Pero las palabras de Francisco Silvela siguen siendo, por desgracia, de plena actualidad: «No se oye nada: no se percibe agitación en los espíritus, ni movimiento en las gentes. Los doctores de la política y los facultativos de cabecera estudiarán, sin duda, el mal: discurrirán sobre sus orígenes, su clasificación y sus remedios; pero el más ajeno a la ciencia que preste alguna atención a asuntos públicos observa este singular estado de España: dondequiera que se ponga el tacto, no se encuentra el pulso. Monárquicos, republicanos, conservadores, liberales, todos los que tengan algún interés en que este cuerpo nacional viva, es fuerza se alarmen y preocupen con tal suceso. Las turbulencias se encauzan; las rebeldías se reprimen: hasta las locuras se reducen a la razón por la pena o por el acertado régimen: pero el corazón que cesa de latir y va dejando frías e insensibles todas las regiones del cuerpo, anuncia la descomposición y la muerte al más lego. La guerra con los ingratos hijos de Cuba no movió una sola fibra del sentimiento popular».

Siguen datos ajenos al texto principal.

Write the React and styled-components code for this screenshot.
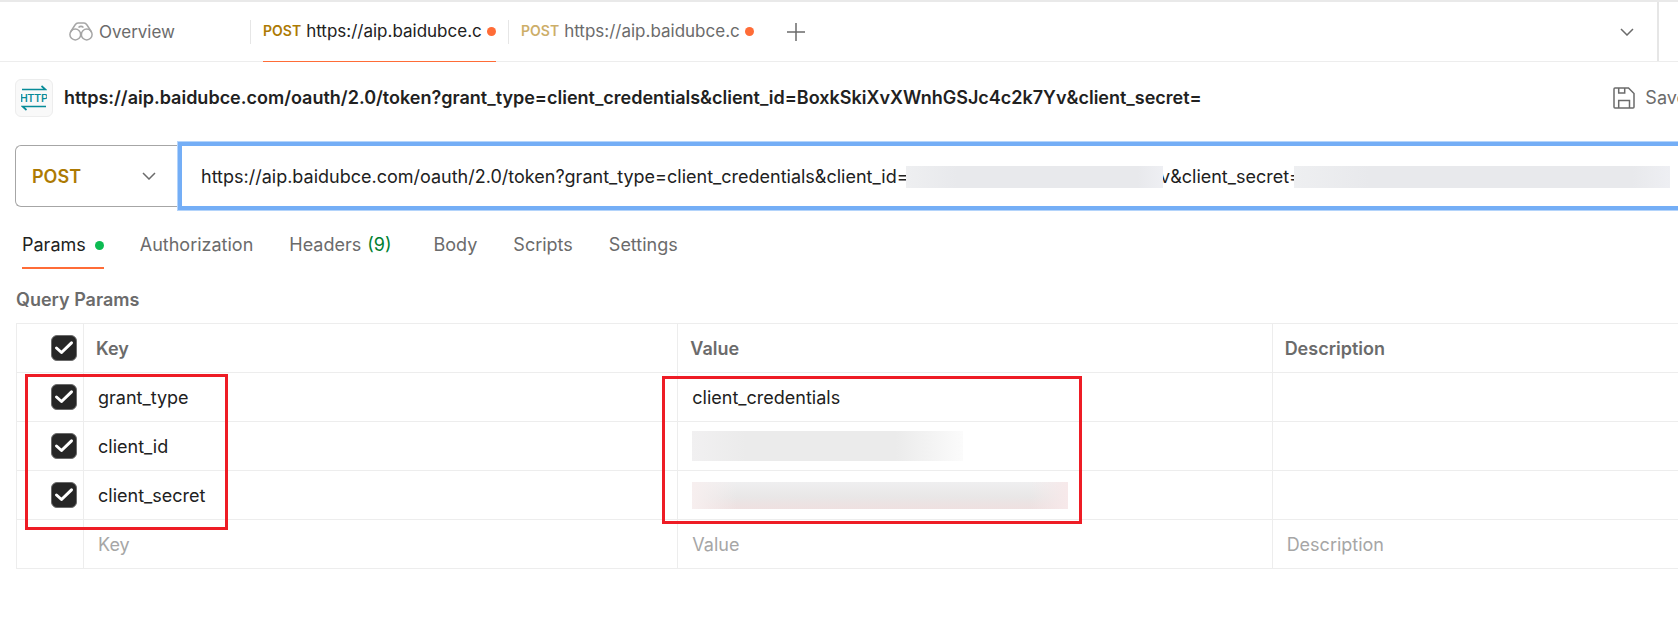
import { useState } from "react";
import styled, { createGlobalStyle } from "styled-components";

const GlobalStyle = createGlobalStyle`
  * {
    box-sizing: border-box;
  }

  body {
    margin: 0;
    background: #ffffff;
    color: #212121;
    font-family: Inter, "Liberation Sans", sans-serif;
    font-size: 18px;
    line-height: 24px;
    overflow-x: hidden;
  }

  button, input, select {
    margin: 0;
    padding: 0;
    border: none;
    background: none;
    color: inherit;
    font: inherit;
  }
`;

const Page = styled.div`
  overflow: hidden;
  border-top: 2px solid #e9e9e9;
`;

const TabBar = styled.nav`
  display: flex;
  align-items: stretch;
  height: 60px;
  border-bottom: 1px solid #ededed;
`;

const Tab = styled.button`
  flex: none;
  display: flex;
  align-items: center;
  width: ${(props) => (props.$overview ? "250px" : "258px")};
  height: 60px;
  padding: ${(props) => (props.$overview ? "0 12px 1px 69px" : "0 12px 0 0")};
  gap: 6px;
  color: ${(props) => (props.$active ? "#212121" : "#6b6b6b")};
  font-size: 17px;
  text-align: left;
`;

const Separator = styled.span`
  width: 1px;
  height: 24px;
  margin-right: 6px;
  background: #e6e6e6;
`;

const TabBody = styled.span`
  flex: 1;
  min-width: 0;
  display: flex;
  align-items: center;
  gap: 5px;
  height: 60px;
  padding-bottom: 1px;
  border-bottom: 1px solid ${(props) => (props.$active ? "#ff6c37" : "transparent")};
`;

const TabMethod = styled.span`
  font-size: 14px;
  font-weight: 600;
  color: #ad7a03;
  opacity: ${(props) => (props.$active ? 1 : 0.6)};
`;

const TabUrl = styled.span`
  flex: 1;
  overflow: hidden;
  white-space: nowrap;
`;

const Dot = styled.span`
  flex: none;
  width: 9px;
  height: 9px;
  border-radius: 50%;
  background: #ff6c37;
`;

const ParamsDot = styled(Dot)`
  margin-left: 3px;
  background: #0cbb52;
`;

const IconButton = styled.button`
  display: flex;
  align-items: center;
  justify-content: center;
  width: 24px;
  height: 60px;
`;

const AddTab = styled(IconButton)`
  margin-left: 18px;
`;

const TabMenu = styled(IconButton)`
  margin: 0 18px 0 auto;
`;

const TabBarEnd = styled.div`
  width: 21px;
  border-left: 2px solid #e6e6e6;
`;

const TitleRow = styled.header`
  display: flex;
  align-items: center;
  height: 38px;
  margin: 17px -9px 0 15px;
`;

const HttpBadge = styled.span`
  display: flex;
  align-items: center;
  justify-content: center;
  width: 38px;
  height: 38px;
  margin-right: 11px;
  border: 1px solid #ededed;
  border-radius: 6px;
  background: #f9f9f9;
`;

const Title = styled.h1`
  flex: 1;
  margin: 0;
  font-size: 18px;
  font-weight: 600;
  white-space: nowrap;
`;

const SaveButton = styled.button`
  display: flex;
  align-items: center;
  gap: 10px;
  color: #6b6b6b;
`;

const RequestRow = styled.form`
  display: flex;
  align-items: center;
  margin: 24px -1px 0 15px;
`;

const MethodBox = styled.label`
  display: grid;
  grid-template-columns: 1fr 35px;
  align-items: center;
  width: 162px;
  height: 62px;
  border: 1px solid #a6a6a6;
  border-right: none;
  border-radius: 6px 0 0 6px;
`;

const MethodSelect = styled.select`
  grid-area: 1 / 1 / 2 / 3;
  height: 60px;
  padding: 2px 0 0 16px;
  appearance: none;
  outline: none;
  font-weight: 600;
  color: #ad7a03;
`;

const MethodChevron = styled.span`
  grid-area: 1 / 2;
  display: flex;
  pointer-events: none;
`;

const UrlBox = styled.div`
  flex: 1;
  position: relative;
  height: 70px;
  border: 5px solid #74aef6;
  border-right: none;
  outline: 1px solid #b4d4fb;
  outline-offset: -1px;
`;

const UrlInput = styled.input`
  width: 100%;
  height: 100%;
  padding-left: 19px;
  outline: none;
`;

const UrlMask = styled.span`
  position: absolute;
  top: 20px;
  left: ${(props) => props.$left}px;
  width: ${(props) => props.$width}px;
  height: 22px;
  background: linear-gradient(90deg, #eeeff1, #e8e9ec 20%, #e8e9ec 90%, #eeeff3);
`;

const RequestTabs = styled.nav`
  display: flex;
  gap: 36px;
  margin: 22px 0 0 22px;
`;

const RequestTab = styled.button`
  display: flex;
  align-items: center;
  gap: 6px;
  height: 36px;
  padding-bottom: 10px;
  border-bottom: 2px solid ${(props) => (props.$active ? "#ff6c37" : "transparent")};
  color: ${(props) => (props.$active ? "#212121" : "#6b6b6b")};
`;

const Count = styled.span`
  padding-right: 6px;
  color: #007f31;
`;

const SectionTitle = styled.h2`
  margin: 19px 0 11px 16px;
  font-size: 18px;
  font-weight: 600;
  color: #6b6b6b;
`;

const TableArea = styled.section`
  position: relative;
  margin-left: 16px;
`;

const ParamsTable = styled.table`
  width: 100%;
  table-layout: fixed;
  border-collapse: collapse;

  tr {
    height: 49px;
  }

  th, td {
    padding: 0 0 0 14px;
    border: 1px solid #ededed;
    border-right: none;
  }

  th {
    padding: 2px 0 0 12px;
    text-align: left;
    font-weight: 600;
    color: #6b6b6b;
  }
`;

const CheckCol = styled.col`
  width: 67px;
`;

const WideCol = styled.col`
  width: 35.77%;
`;

const CheckLabel = styled.label`
  display: grid;
  justify-content: end;
  padding-right: 6px;

  > * {
    grid-area: 1 / 1;
  }
`;

const CheckInput = styled.input`
  width: 26px;
  height: 26px;
  appearance: none;
  border-radius: 6px;
  border: 1px solid #6b6b6b;

  &:checked {
    background: #262626;
  }
`;

const CellInput = styled.input`
  display: block;
  width: 100%;
  padding-top: 2px;
  outline: none;

  &::placeholder {
    color: #a6a6a6;
    opacity: 1;
  }
`;

const ValueMask = styled.span`
  display: block;
  width: ${(props) => (props.$pink ? "376px" : "271px")};
  height: ${(props) => (props.$pink ? "27px" : "30px")};
  background: ${(props) =>
    props.$pink
      ? "linear-gradient(90deg, #f7efef, transparent 12%, transparent 90%, #f7e9ea), linear-gradient(#efeff0, #e9e7e7 55%, #efe0e0)"
      : "linear-gradient(90deg, #f1f0f1, #ebebeb 20%, #ebebeb 75%, #fbfbfb)"};
`;

const Highlight = styled.div`
  position: absolute;
  top: ${(props) => props.$top}px;
  left: ${(props) => props.$left}px;
  width: ${(props) => props.$width}px;
  height: ${(props) => props.$height}px;
  border: 3px solid #ee1c25;
  pointer-events: none;
`;

const requestTabs = ["Params", "Authorization", "Headers", "Body", "Scripts", "Settings"];

const params = [
  { key: "grant_type", value: "client_credentials" },
  { key: "client_id" },
  { key: "client_secret", pink: true },
];

const BinocularsIcon = () => (
  <svg width="24" height="19" viewBox="0 0 24 19" fill="none" stroke="#a6a6a6" strokeWidth="1.5">
    <circle cx="6.3" cy="12.5" r="5.4" />
    <circle cx="17.7" cy="12.5" r="5.4" />
    <path d="M1.5 10L6 3Q7.3 1 9 1H15Q16.7 1 18 3L22.5 10" />
    <path d="M9.5 5.5Q12 3.2 14.5 5.5" />
    <path d="M11 12.5Q12 11.3 13 12.5" />
  </svg>
);

const HttpIcon = () => (
  <svg width="26" height="26" viewBox="0 0 26 26" fill="none" stroke="#078b98" strokeWidth="1.7">
    <path d="M1 4.5H24.5L20.5 1" />
    <path d="M25 21.5H1.5L5.5 25" />
    <text
      x="13"
      y="17"
      textAnchor="middle"
      fill="#078b98"
      stroke="none"
      fontFamily="Roboto, sans-serif"
      fontSize="11"
      fontWeight="500"
    >
      HTTP
    </text>
  </svg>
);

const SaveIcon = () => (
  <svg width="22" height="22" viewBox="0 0 22 22" fill="none" stroke="#6b6b6b" strokeWidth="1.5">
    <path d="M1 2Q1 1 2 1H15.5L21 6.5V20Q21 21 20 21H2Q1 21 1 20Z" />
    <path d="M5.7 1V6H11.7V1" />
    <path d="M5.7 21V13.5H16.5V21" />
  </svg>
);

const ChevronIcon = () => (
  <svg width="14" height="8" viewBox="0 0 14 8" fill="none" stroke="#6b6b6b" strokeWidth="1.5">
    <path d="M1 1L7 7L13 1" />
  </svg>
);

const PlusIcon = () => (
  <svg width="18" height="18" viewBox="0 0 18 18" stroke="#6b6b6b" strokeWidth="1.5">
    <path d="M9 0V18M0 9H18" />
  </svg>
);

const CheckIcon = () => (
  <svg width="26" height="26" viewBox="0 0 26 26" fill="none" stroke="#ffffff" strokeWidth="3">
    <path d="M5.5 13L10.5 17.5L20.5 7.8" strokeLinecap="round" strokeLinejoin="round" />
  </svg>
);

function Checkbox({ label }) {
  const [checked, setChecked] = useState(true);

  return (
    <CheckLabel>
      <CheckInput
        type="checkbox"
        aria-label={label}
        checked={checked}
        onChange={() => setChecked(!checked)}
      />
      <CheckIcon />
    </CheckLabel>
  );
}

function RequestFileTab({ active }) {
  return (
    <Tab $active={active}>
      <Separator />
      <TabBody $active={active}>
        <TabMethod $active={active}>POST</TabMethod>
        <TabUrl>https://aip.baidubce.com</TabUrl>
        <Dot />
      </TabBody>
    </Tab>
  );
}

function App() {
  return (
    <Page>
      <GlobalStyle />
      <TabBar>
        <Tab $overview>
          <BinocularsIcon />
          Overview
        </Tab>
        <RequestFileTab active />
        <RequestFileTab />
        <AddTab aria-label="New tab">
          <PlusIcon />
        </AddTab>
        <TabMenu aria-label="All tabs">
          <ChevronIcon />
        </TabMenu>
        <TabBarEnd />
      </TabBar>

      <TitleRow>
        <HttpBadge>
          <HttpIcon />
        </HttpBadge>
        <Title>
          https://aip.baidubce.com/oauth/2.0/token?grant_type=client_credentials&amp;client_id=BoxkSkiXvXWnhGSJc4c2k7Yv&amp;client_secret=
        </Title>
        <SaveButton>
          <SaveIcon />
          Save
        </SaveButton>
      </TitleRow>

      <RequestRow>
        <MethodBox>
          <MethodSelect aria-label="Method" defaultValue="POST">
            <option>GET</option>
            <option>POST</option>
          </MethodSelect>
          <MethodChevron>
            <ChevronIcon />
          </MethodChevron>
        </MethodBox>
        <UrlBox>
          <UrlInput
            aria-label="Request URL"
            defaultValue="https://aip.baidubce.com/oauth/2.0/token?grant_type=client_credentials&client_id=BoxkSkiXvXWnhGSJc4c2k7Yv&client_secret="
          />
          <UrlMask $left={724} $width={257} />
          <UrlMask $left={1112} $width={376} />
        </UrlBox>
      </RequestRow>

      <RequestTabs>
        {requestTabs.map((name) => (
          <RequestTab key={name} $active={name === "Params"}>
            {name}
            {name === "Params" && <ParamsDot />}
            {name === "Headers" && <Count>(9)</Count>}
          </RequestTab>
        ))}
      </RequestTabs>

      <SectionTitle>Query Params</SectionTitle>
      <TableArea>
        <ParamsTable>
          <colgroup>
            <CheckCol />
            <WideCol />
            <WideCol />
            <col />
          </colgroup>
          <thead>
            <tr>
              <td>
                <Checkbox label="Select all" />
              </td>
              <th>Key</th>
              <th>Value</th>
              <th>Description</th>
            </tr>
          </thead>
          <tbody>
            {params.map(({ key, value, pink }) => (
              <tr key={key}>
                <td>
                  <Checkbox label={key} />
                </td>
                <td>
                  <CellInput aria-label="Key" defaultValue={key} />
                </td>
                <td>
                  {value ? (
                    <CellInput aria-label="Value" defaultValue={value} />
                  ) : (
                    <ValueMask $pink={pink} />
                  )}
                </td>
                <td>
                  <CellInput aria-label="Description" />
                </td>
              </tr>
            ))}
            <tr>
              <td />
              <td>
                <CellInput aria-label="Key" placeholder="Key" />
              </td>
              <td>
                <CellInput aria-label="Value" placeholder="Value" />
              </td>
              <td>
                <CellInput aria-label="Description" placeholder="Description" />
              </td>
            </tr>
          </tbody>
        </ParamsTable>
        <Highlight $top={51} $left={9} $width={203} $height={156} />
        <Highlight $top={53} $left={646} $width={420} $height={148} />
      </TableArea>
    </Page>
  );
}

export default App;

Aparte de ser un país pasmao, otro adjetivo que nos cuadra a la
perfección es que somos un país «trapisondista». Resulta que en Asia
Menor existió realmente el imperio de Trapisonda, absorbido
posteriormente por los turcos, imperio del que don Quijote llegó a soñar
que le nombraban emperador. Una trapisonda es una hazaña totalmente
estéril ―una «quijotada», vamos―, y un trapisondista es alguien que
tiene la manía de enredar, que se mete en líos casi imaginados de los
que no sacan más que otros líos y problemas. Por supuesto, estamos
hablando de la quijotada de las autonomías, del laberinto del Minotauro
en que nos metió la funesta Transición, con la que quisimos cubrirnos de
gloria y cuyo resultado final ha sido, como le sucedía a los piratas de
Astérix, «cub’innos e idículo».
Y
hay una tercera causa que el hecho de España un país pasmao, algo mucho
peor que la cobardía y la indiferencia: la complicidad. Desde este
punto de vista, la crisis catalana ha sido posible porque todos nuestros
políticos de la «democracia», sin distinción, se han conjurado para
llevarla a cabo, pues están de acuerdo con ella, siguiendo los dictados
de quienes ya saben: Bilderberg y los clanes mundialistas, a los cuales
se han sometido la inmensa mayoría de los políticos más relevantes de
nuestra «democracia».
Les vencimos ignominiosamente con el franquismo, pero ahora se las
pagaremos todas juntas. Para eso capitanearon la Transición, para
destruir al único país que les había derrotado, derribando de paso en
nuestros solares la antaño inconmovible columna de la fe católica: Alea
jacta est. Es decir: la suerte está echada.